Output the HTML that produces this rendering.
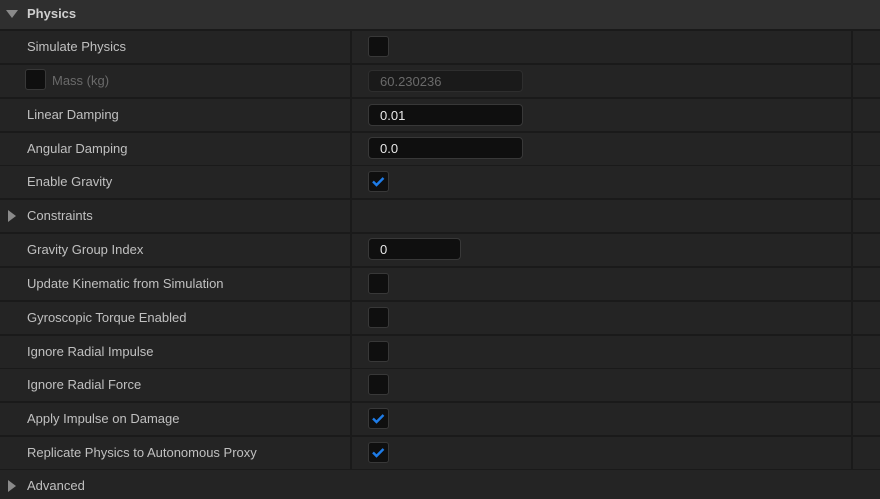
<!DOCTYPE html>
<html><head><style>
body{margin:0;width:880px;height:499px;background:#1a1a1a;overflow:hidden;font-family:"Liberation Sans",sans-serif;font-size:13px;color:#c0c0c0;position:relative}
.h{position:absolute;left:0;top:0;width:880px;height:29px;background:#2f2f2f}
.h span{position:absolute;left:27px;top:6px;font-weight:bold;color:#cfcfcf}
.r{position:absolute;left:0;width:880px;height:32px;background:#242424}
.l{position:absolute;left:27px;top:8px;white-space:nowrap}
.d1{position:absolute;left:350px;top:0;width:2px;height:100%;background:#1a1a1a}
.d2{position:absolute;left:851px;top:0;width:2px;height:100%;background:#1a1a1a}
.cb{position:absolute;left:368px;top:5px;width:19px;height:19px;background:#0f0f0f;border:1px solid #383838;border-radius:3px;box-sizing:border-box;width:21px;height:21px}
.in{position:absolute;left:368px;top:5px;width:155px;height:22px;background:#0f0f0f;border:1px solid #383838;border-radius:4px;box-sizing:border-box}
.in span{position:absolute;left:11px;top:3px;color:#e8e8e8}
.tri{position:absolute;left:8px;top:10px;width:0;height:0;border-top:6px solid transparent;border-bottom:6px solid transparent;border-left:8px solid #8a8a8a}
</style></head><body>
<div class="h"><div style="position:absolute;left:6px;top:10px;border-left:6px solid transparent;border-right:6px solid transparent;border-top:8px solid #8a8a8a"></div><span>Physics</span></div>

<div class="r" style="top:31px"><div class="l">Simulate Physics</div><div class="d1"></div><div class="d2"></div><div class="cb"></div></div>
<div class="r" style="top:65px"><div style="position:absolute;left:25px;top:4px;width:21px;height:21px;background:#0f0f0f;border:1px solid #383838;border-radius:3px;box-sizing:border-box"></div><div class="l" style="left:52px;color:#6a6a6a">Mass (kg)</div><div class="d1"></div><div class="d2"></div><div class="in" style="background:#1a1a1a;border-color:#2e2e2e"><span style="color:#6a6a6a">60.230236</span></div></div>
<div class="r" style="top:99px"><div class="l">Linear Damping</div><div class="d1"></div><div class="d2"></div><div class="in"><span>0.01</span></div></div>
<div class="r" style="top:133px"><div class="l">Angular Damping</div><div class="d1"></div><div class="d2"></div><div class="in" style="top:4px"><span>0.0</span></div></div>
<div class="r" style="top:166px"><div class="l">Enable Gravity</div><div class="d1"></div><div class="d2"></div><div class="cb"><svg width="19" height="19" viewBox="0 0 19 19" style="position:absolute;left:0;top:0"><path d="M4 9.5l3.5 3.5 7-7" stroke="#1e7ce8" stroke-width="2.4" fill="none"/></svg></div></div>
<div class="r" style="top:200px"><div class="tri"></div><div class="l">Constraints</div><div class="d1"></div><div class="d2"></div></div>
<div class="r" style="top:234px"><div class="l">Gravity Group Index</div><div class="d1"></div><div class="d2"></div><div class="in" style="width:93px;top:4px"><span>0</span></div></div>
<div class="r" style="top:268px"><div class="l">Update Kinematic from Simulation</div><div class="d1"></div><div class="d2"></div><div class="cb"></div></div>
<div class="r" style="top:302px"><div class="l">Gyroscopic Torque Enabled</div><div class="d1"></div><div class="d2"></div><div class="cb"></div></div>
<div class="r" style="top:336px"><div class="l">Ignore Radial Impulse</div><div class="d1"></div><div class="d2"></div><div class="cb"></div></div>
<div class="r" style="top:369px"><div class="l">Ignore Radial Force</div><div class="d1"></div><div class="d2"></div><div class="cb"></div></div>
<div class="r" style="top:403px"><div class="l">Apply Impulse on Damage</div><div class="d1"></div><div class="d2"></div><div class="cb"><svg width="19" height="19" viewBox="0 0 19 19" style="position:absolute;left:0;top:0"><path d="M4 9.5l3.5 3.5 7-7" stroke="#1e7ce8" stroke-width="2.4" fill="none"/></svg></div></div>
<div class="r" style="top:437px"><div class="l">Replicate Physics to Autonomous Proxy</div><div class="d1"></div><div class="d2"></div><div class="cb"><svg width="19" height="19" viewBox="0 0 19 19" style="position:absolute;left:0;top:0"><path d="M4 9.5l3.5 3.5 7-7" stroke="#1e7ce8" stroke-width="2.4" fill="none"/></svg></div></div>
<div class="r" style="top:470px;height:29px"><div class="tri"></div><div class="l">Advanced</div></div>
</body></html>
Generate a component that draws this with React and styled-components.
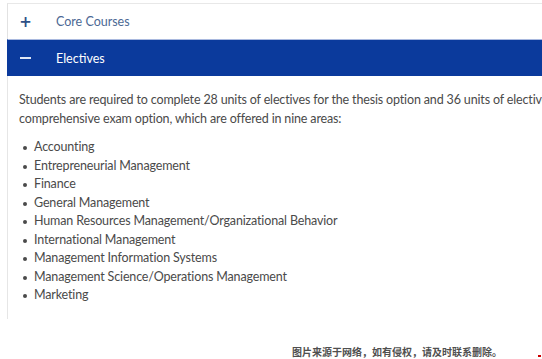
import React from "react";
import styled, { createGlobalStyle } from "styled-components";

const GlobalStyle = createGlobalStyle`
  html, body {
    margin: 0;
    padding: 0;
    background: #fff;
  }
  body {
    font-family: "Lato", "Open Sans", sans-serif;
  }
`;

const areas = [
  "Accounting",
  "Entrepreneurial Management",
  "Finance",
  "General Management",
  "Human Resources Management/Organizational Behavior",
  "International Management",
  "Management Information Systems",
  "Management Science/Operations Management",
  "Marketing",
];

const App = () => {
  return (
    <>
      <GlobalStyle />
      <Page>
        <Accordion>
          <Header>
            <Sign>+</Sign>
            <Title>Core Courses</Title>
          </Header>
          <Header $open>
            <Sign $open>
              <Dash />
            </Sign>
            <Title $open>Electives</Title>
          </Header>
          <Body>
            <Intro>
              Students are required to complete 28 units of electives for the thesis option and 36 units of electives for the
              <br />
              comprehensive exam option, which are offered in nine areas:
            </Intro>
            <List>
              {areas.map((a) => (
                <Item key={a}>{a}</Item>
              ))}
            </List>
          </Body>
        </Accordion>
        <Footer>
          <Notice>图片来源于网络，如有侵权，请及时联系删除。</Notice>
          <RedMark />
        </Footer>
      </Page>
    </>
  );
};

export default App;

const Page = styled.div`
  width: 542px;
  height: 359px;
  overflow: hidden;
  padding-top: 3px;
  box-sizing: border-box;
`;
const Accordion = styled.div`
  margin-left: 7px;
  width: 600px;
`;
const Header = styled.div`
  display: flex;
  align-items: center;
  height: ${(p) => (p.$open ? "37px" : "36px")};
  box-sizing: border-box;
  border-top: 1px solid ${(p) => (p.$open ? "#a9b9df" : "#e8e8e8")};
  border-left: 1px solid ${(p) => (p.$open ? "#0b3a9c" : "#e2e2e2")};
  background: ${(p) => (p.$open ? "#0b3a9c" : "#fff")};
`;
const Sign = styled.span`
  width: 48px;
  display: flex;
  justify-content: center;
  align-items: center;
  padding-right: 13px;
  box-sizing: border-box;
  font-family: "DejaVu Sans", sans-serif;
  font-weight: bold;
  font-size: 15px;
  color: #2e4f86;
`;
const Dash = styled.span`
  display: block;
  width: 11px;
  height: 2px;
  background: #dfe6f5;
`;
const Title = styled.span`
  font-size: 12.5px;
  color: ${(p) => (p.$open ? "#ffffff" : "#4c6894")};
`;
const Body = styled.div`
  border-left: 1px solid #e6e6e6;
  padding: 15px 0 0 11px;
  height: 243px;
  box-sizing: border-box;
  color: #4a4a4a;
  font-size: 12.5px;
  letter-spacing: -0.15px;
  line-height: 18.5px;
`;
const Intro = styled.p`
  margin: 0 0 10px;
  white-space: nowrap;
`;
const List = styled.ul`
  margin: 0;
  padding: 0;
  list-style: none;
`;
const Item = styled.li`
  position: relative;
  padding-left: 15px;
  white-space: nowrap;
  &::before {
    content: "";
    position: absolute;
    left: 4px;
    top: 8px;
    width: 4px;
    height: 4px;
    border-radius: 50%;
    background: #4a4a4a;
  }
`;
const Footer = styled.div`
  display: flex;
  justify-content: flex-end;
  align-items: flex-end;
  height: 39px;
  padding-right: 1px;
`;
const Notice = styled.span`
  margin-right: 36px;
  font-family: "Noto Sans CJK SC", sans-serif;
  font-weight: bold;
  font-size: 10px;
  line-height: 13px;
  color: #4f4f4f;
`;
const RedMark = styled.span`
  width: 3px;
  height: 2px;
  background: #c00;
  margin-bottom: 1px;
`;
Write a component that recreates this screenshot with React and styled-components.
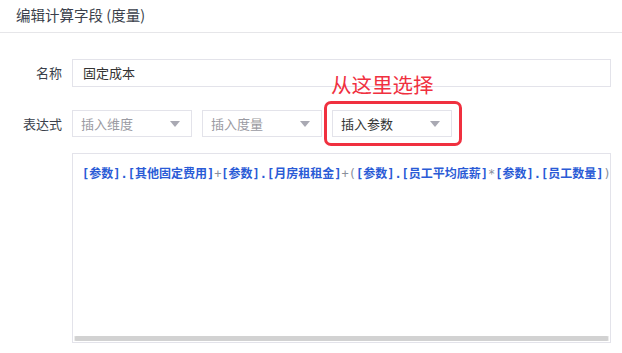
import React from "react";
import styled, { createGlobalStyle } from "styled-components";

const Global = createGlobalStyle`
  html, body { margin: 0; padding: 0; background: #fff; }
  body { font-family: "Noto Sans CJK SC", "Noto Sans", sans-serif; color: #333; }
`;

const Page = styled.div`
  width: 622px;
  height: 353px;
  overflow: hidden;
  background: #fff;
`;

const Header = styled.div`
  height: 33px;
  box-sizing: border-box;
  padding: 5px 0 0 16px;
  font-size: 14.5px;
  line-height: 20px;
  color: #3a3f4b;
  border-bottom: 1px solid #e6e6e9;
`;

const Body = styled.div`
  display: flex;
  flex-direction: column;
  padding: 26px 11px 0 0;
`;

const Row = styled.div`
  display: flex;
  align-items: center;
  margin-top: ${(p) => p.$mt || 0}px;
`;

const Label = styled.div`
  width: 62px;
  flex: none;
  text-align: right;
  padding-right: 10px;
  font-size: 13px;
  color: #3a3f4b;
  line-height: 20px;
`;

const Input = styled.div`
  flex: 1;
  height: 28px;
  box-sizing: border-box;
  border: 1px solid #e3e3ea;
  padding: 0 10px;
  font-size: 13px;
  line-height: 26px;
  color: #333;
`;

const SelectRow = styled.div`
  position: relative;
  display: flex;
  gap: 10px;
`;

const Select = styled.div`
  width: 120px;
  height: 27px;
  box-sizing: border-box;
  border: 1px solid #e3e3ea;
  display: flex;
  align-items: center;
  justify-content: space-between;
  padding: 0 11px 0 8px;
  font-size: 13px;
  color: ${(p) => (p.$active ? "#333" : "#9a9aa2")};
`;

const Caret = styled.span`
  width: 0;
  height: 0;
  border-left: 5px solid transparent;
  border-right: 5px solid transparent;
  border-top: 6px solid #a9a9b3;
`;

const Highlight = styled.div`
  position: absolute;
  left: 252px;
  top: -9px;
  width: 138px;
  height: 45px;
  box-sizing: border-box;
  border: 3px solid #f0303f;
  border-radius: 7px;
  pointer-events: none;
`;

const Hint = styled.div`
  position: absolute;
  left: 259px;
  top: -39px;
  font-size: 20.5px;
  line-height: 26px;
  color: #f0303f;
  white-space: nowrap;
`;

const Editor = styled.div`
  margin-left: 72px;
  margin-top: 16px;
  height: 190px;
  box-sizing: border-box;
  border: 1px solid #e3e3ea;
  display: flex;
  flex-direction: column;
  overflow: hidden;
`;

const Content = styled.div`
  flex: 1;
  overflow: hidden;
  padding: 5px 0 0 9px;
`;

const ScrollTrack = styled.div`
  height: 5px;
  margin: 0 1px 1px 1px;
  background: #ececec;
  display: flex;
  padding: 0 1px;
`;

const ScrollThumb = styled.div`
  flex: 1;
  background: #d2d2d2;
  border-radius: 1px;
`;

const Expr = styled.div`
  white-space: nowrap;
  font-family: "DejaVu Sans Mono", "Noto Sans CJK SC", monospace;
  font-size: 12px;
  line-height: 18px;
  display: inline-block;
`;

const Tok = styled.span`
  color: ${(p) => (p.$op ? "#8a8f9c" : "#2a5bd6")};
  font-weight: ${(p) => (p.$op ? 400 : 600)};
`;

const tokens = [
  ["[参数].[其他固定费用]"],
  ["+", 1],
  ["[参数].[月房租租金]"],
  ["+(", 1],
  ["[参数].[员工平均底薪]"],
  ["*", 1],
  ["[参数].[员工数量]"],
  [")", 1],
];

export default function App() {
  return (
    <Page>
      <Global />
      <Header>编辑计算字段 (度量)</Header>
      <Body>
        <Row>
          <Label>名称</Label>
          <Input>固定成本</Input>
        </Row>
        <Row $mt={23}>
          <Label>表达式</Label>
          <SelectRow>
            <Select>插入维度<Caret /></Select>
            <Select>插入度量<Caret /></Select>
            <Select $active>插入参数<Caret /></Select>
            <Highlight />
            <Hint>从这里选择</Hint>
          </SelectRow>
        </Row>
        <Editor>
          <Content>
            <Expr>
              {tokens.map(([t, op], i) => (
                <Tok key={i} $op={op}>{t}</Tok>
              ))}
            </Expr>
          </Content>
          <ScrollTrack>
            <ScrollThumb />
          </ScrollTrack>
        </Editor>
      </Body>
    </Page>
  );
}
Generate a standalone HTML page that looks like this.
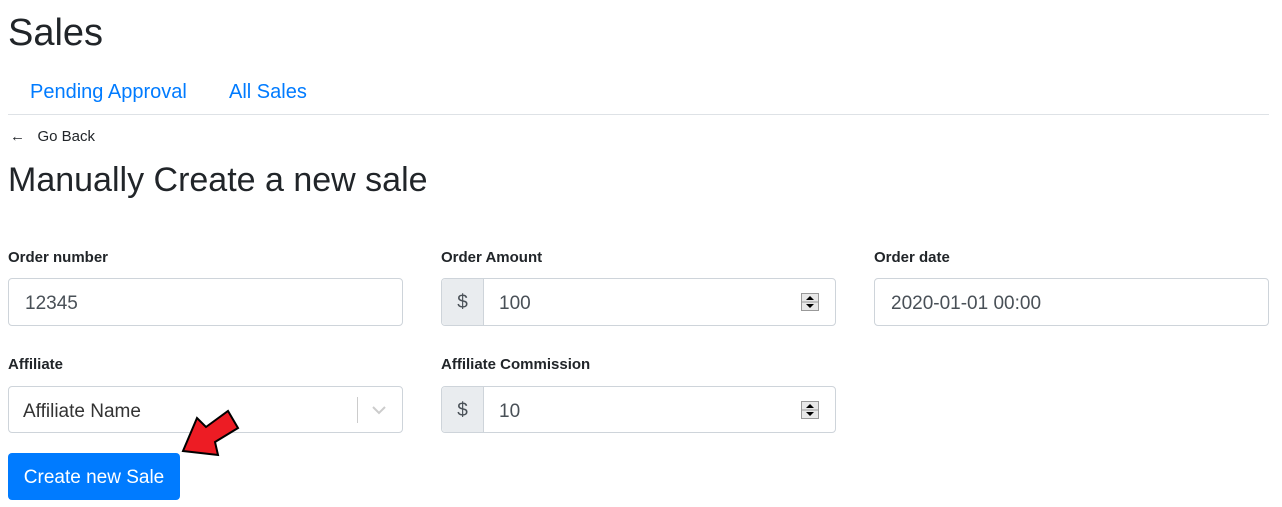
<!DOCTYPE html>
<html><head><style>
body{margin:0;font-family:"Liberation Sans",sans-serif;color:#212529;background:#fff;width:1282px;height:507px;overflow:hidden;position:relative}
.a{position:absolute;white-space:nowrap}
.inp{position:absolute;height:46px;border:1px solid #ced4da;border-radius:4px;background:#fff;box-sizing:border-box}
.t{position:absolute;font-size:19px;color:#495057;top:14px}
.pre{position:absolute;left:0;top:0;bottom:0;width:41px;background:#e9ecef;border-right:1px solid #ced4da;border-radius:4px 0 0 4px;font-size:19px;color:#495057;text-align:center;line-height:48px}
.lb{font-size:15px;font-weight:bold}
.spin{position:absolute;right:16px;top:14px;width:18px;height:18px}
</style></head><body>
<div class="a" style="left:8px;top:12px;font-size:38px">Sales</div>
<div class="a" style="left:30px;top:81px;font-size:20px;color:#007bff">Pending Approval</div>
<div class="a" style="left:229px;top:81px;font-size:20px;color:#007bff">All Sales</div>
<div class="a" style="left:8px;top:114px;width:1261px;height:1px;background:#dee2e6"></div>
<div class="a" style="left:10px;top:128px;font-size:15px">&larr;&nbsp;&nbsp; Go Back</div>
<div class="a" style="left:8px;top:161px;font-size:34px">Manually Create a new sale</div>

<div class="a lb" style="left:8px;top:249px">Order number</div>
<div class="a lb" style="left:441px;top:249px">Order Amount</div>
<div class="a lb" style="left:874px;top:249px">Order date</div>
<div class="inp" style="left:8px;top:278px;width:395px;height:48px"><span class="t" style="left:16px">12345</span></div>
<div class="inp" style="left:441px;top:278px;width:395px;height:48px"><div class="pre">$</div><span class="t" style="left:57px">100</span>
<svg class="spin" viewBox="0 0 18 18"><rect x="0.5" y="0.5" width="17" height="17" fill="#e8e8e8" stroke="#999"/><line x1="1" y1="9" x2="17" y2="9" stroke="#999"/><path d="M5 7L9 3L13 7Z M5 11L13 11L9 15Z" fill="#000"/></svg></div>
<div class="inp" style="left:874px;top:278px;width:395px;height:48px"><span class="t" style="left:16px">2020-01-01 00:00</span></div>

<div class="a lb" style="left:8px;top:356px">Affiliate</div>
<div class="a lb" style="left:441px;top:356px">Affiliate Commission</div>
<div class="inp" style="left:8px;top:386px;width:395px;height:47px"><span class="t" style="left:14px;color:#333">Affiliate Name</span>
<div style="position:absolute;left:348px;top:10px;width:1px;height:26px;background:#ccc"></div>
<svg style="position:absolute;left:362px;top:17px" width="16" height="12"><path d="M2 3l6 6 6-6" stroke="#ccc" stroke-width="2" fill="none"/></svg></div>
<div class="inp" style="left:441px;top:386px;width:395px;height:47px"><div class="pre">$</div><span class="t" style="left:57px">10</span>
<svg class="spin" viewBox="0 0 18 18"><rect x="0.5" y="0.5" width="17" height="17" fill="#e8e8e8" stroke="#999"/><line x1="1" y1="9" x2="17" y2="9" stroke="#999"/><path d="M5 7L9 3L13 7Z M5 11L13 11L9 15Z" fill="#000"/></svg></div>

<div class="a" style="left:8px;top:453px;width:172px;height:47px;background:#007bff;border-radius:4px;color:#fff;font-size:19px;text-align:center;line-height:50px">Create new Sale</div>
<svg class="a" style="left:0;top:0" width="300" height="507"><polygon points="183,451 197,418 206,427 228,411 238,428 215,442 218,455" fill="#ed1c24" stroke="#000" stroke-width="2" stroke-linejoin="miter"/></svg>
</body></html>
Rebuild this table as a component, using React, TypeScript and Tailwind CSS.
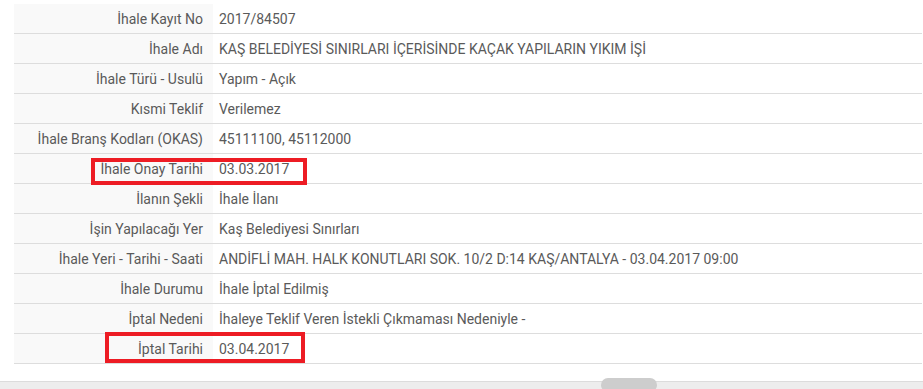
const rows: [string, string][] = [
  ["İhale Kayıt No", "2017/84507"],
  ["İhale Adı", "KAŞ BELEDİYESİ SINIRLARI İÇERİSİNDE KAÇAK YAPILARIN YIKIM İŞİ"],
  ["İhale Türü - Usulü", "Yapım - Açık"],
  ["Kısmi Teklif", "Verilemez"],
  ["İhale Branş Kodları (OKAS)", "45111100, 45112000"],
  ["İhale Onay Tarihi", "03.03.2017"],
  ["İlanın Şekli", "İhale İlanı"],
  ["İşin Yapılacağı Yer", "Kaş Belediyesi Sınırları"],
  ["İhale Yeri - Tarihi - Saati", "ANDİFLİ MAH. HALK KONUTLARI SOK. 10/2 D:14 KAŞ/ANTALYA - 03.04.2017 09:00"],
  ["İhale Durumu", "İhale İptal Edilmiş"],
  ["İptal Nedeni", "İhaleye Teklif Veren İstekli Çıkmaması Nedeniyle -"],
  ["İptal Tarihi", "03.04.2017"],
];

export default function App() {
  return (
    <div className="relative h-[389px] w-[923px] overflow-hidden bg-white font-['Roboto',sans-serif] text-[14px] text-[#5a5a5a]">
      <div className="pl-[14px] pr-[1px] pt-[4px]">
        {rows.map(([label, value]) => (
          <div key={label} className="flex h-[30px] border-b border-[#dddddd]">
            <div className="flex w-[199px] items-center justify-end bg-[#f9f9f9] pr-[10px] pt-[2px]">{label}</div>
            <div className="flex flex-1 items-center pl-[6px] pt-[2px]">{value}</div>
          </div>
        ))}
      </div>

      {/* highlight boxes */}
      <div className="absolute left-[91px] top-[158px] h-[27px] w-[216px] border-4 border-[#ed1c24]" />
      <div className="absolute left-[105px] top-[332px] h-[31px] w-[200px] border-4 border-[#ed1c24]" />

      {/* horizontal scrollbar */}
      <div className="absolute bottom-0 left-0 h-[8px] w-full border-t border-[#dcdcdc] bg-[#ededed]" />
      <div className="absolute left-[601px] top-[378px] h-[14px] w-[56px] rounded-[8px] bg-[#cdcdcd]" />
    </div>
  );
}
********
◆ **JOB**: Leave the pictures out, then copy word for word only the lines from the one containing "Generate a component" through the one containing "export default App;", both included.

◆ **SOLUTION BELOW**:
Generate a component that draws this with React and styled-components.
import React from "react";
import styled, { createGlobalStyle } from "styled-components";

const GlobalStyle = createGlobalStyle`
  html, body {
    margin: 0;
    padding: 0;
    background: #fff;
  }
  body {
    font-family: "Lato", "Open Sans", sans-serif;
  }
`;

const areas = [
  "Accounting",
  "Entrepreneurial Management",
  "Finance",
  "General Management",
  "Human Resources Management/Organizational Behavior",
  "International Management",
  "Management Information Systems",
  "Management Science/Operations Management",
  "Marketing",
];

const App = () => {
  return (
    <>
      <GlobalStyle />
      <Page>
        <Accordion>
          <Header>
            <Sign>+</Sign>
            <Title>Core Courses</Title>
          </Header>
          <Header $open>
            <Sign $open>
              <Dash />
            </Sign>
            <Title $open>Electives</Title>
          </Header>
          <Body>
            <Intro>
              Students are required to complete 28 units of electives for the thesis option and 36 units of electives for the
              <br />
              comprehensive exam option, which are offered in nine areas:
            </Intro>
            <List>
              {areas.map((a) => (
                <Item key={a}>{a}</Item>
              ))}
            </List>
          </Body>
        </Accordion>
        <Footer>
          <Notice>图片来源于网络，如有侵权，请及时联系删除。</Notice>
          <RedMark />
        </Footer>
      </Page>
    </>
  );
};

export default App;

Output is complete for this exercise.